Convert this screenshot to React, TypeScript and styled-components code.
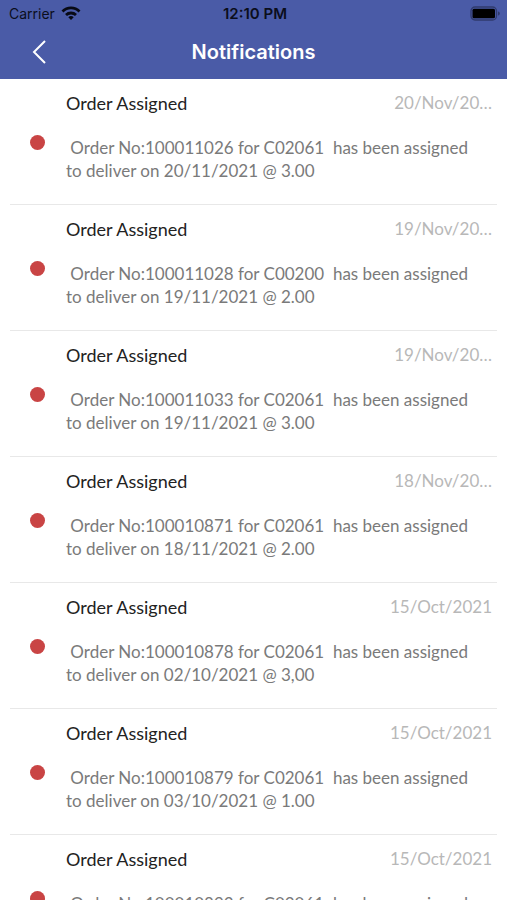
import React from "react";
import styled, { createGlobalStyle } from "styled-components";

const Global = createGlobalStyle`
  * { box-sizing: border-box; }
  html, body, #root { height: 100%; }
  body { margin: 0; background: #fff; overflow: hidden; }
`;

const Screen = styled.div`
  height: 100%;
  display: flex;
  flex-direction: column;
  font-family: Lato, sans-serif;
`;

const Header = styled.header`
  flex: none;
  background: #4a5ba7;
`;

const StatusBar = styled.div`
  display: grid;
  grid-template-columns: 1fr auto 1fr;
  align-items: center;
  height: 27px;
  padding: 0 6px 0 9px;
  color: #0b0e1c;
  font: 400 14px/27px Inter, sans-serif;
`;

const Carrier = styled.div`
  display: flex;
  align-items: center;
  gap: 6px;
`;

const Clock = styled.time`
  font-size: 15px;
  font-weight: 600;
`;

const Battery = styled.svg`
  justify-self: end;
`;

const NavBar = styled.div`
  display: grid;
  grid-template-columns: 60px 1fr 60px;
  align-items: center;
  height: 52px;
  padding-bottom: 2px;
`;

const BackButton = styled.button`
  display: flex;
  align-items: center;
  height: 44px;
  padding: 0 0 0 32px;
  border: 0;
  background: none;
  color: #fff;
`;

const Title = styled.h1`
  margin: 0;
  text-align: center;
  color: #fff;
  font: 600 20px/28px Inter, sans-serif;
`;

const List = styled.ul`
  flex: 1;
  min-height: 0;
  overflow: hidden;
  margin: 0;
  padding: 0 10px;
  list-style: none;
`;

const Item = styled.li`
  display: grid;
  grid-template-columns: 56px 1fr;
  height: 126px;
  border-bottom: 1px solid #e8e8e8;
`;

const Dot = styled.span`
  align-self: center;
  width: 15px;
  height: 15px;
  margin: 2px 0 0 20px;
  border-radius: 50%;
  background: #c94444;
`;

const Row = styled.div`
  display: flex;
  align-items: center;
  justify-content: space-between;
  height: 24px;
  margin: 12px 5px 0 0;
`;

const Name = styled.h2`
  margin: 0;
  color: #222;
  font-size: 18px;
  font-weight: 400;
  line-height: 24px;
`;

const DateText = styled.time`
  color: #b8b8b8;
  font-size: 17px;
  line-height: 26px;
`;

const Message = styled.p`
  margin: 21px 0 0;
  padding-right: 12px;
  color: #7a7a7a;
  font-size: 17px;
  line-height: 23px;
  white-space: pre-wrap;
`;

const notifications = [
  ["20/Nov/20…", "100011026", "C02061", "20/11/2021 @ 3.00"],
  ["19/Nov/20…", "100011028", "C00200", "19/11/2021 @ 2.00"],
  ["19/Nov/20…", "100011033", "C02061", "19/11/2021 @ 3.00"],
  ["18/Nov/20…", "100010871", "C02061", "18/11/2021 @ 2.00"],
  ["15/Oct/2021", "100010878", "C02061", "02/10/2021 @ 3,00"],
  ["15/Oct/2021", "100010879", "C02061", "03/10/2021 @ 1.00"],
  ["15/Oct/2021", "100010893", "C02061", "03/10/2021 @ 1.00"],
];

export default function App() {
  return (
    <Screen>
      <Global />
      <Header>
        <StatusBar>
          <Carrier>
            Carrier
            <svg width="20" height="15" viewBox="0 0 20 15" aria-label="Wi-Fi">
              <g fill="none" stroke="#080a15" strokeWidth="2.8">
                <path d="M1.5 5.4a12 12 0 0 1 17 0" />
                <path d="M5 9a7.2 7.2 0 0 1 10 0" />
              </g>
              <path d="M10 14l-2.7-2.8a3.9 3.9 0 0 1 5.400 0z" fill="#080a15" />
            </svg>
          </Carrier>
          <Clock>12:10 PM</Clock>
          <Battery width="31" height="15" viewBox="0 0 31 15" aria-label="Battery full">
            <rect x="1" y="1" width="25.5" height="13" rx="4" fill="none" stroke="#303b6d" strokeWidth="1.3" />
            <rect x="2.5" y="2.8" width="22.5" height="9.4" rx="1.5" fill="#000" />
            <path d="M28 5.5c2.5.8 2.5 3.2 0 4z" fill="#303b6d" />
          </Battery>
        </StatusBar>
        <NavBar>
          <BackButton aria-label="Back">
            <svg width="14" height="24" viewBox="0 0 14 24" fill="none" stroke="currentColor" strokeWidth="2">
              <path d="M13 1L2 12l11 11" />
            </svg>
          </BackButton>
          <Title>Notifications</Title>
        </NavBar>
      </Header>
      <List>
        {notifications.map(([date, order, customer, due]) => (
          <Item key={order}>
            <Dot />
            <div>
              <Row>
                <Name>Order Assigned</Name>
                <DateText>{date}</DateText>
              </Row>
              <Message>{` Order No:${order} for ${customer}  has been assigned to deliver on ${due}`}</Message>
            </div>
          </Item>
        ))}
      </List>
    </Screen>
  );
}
........
# PROBLEM
Quote the listing above in full, except for the pictures.

# CORRECT RESPONSE
Convert this screenshot to React, TypeScript and styled-components code.
import React from "react";
import styled, { createGlobalStyle } from "styled-components";

const Global = createGlobalStyle`
  * { box-sizing: border-box; }
  html, body, #root { height: 100%; }
  body { margin: 0; background: #fff; overflow: hidden; }
`;

const Screen = styled.div`
  height: 100%;
  display: flex;
  flex-direction: column;
  font-family: Lato, sans-serif;
`;

const Header = styled.header`
  flex: none;
  background: #4a5ba7;
`;

const StatusBar = styled.div`
  display: grid;
  grid-template-columns: 1fr auto 1fr;
  align-items: center;
  height: 27px;
  padding: 0 6px 0 9px;
  color: #0b0e1c;
  font: 400 14px/27px Inter, sans-serif;
`;

const Carrier = styled.div`
  display: flex;
  align-items: center;
  gap: 6px;
`;

const Clock = styled.time`
  font-size: 15px;
  font-weight: 600;
`;

const Battery = styled.svg`
  justify-self: end;
`;

const NavBar = styled.div`
  display: grid;
  grid-template-columns: 60px 1fr 60px;
  align-items: center;
  height: 52px;
  padding-bottom: 2px;
`;

const BackButton = styled.button`
  display: flex;
  align-items: center;
  height: 44px;
  padding: 0 0 0 32px;
  border: 0;
  background: none;
  color: #fff;
`;

const Title = styled.h1`
  margin: 0;
  text-align: center;
  color: #fff;
  font: 600 20px/28px Inter, sans-serif;
`;

const List = styled.ul`
  flex: 1;
  min-height: 0;
  overflow: hidden;
  margin: 0;
  padding: 0 10px;
  list-style: none;
`;

const Item = styled.li`
  display: grid;
  grid-template-columns: 56px 1fr;
  height: 126px;
  border-bottom: 1px solid #e8e8e8;
`;

const Dot = styled.span`
  align-self: center;
  width: 15px;
  height: 15px;
  margin: 2px 0 0 20px;
  border-radius: 50%;
  background: #c94444;
`;

const Row = styled.div`
  display: flex;
  align-items: center;
  justify-content: space-between;
  height: 24px;
  margin: 12px 5px 0 0;
`;

const Name = styled.h2`
  margin: 0;
  color: #222;
  font-size: 18px;
  font-weight: 400;
  line-height: 24px;
`;

const DateText = styled.time`
  color: #b8b8b8;
  font-size: 17px;
  line-height: 26px;
`;

const Message = styled.p`
  margin: 21px 0 0;
  padding-right: 12px;
  color: #7a7a7a;
  font-size: 17px;
  line-height: 23px;
  white-space: pre-wrap;
`;

const notifications = [
  ["20/Nov/20…", "100011026", "C02061", "20/11/2021 @ 3.00"],
  ["19/Nov/20…", "100011028", "C00200", "19/11/2021 @ 2.00"],
  ["19/Nov/20…", "100011033", "C02061", "19/11/2021 @ 3.00"],
  ["18/Nov/20…", "100010871", "C02061", "18/11/2021 @ 2.00"],
  ["15/Oct/2021", "100010878", "C02061", "02/10/2021 @ 3,00"],
  ["15/Oct/2021", "100010879", "C02061", "03/10/2021 @ 1.00"],
  ["15/Oct/2021", "100010893", "C02061", "03/10/2021 @ 1.00"],
];

export default function App() {
  return (
    <Screen>
      <Global />
      <Header>
        <StatusBar>
          <Carrier>
            Carrier
            <svg width="20" height="15" viewBox="0 0 20 15" aria-label="Wi-Fi">
              <g fill="none" stroke="#080a15" strokeWidth="2.8">
                <path d="M1.5 5.4a12 12 0 0 1 17 0" />
                <path d="M5 9a7.2 7.2 0 0 1 10 0" />
              </g>
              <path d="M10 14l-2.7-2.8a3.9 3.9 0 0 1 5.400 0z" fill="#080a15" />
            </svg>
          </Carrier>
          <Clock>12:10 PM</Clock>
          <Battery width="31" height="15" viewBox="0 0 31 15" aria-label="Battery full">
            <rect x="1" y="1" width="25.5" height="13" rx="4" fill="none" stroke="#303b6d" strokeWidth="1.3" />
            <rect x="2.5" y="2.8" width="22.5" height="9.4" rx="1.5" fill="#000" />
            <path d="M28 5.5c2.5.8 2.5 3.2 0 4z" fill="#303b6d" />
          </Battery>
        </StatusBar>
        <NavBar>
          <BackButton aria-label="Back">
            <svg width="14" height="24" viewBox="0 0 14 24" fill="none" stroke="currentColor" strokeWidth="2">
              <path d="M13 1L2 12l11 11" />
            </svg>
          </BackButton>
          <Title>Notifications</Title>
        </NavBar>
      </Header>
      <List>
        {notifications.map(([date, order, customer, due]) => (
          <Item key={order}>
            <Dot />
            <div>
              <Row>
                <Name>Order Assigned</Name>
                <DateText>{date}</DateText>
              </Row>
              <Message>{` Order No:${order} for ${customer}  has been assigned to deliver on ${due}`}</Message>
            </div>
          </Item>
        ))}
      </List>
    </Screen>
  );
}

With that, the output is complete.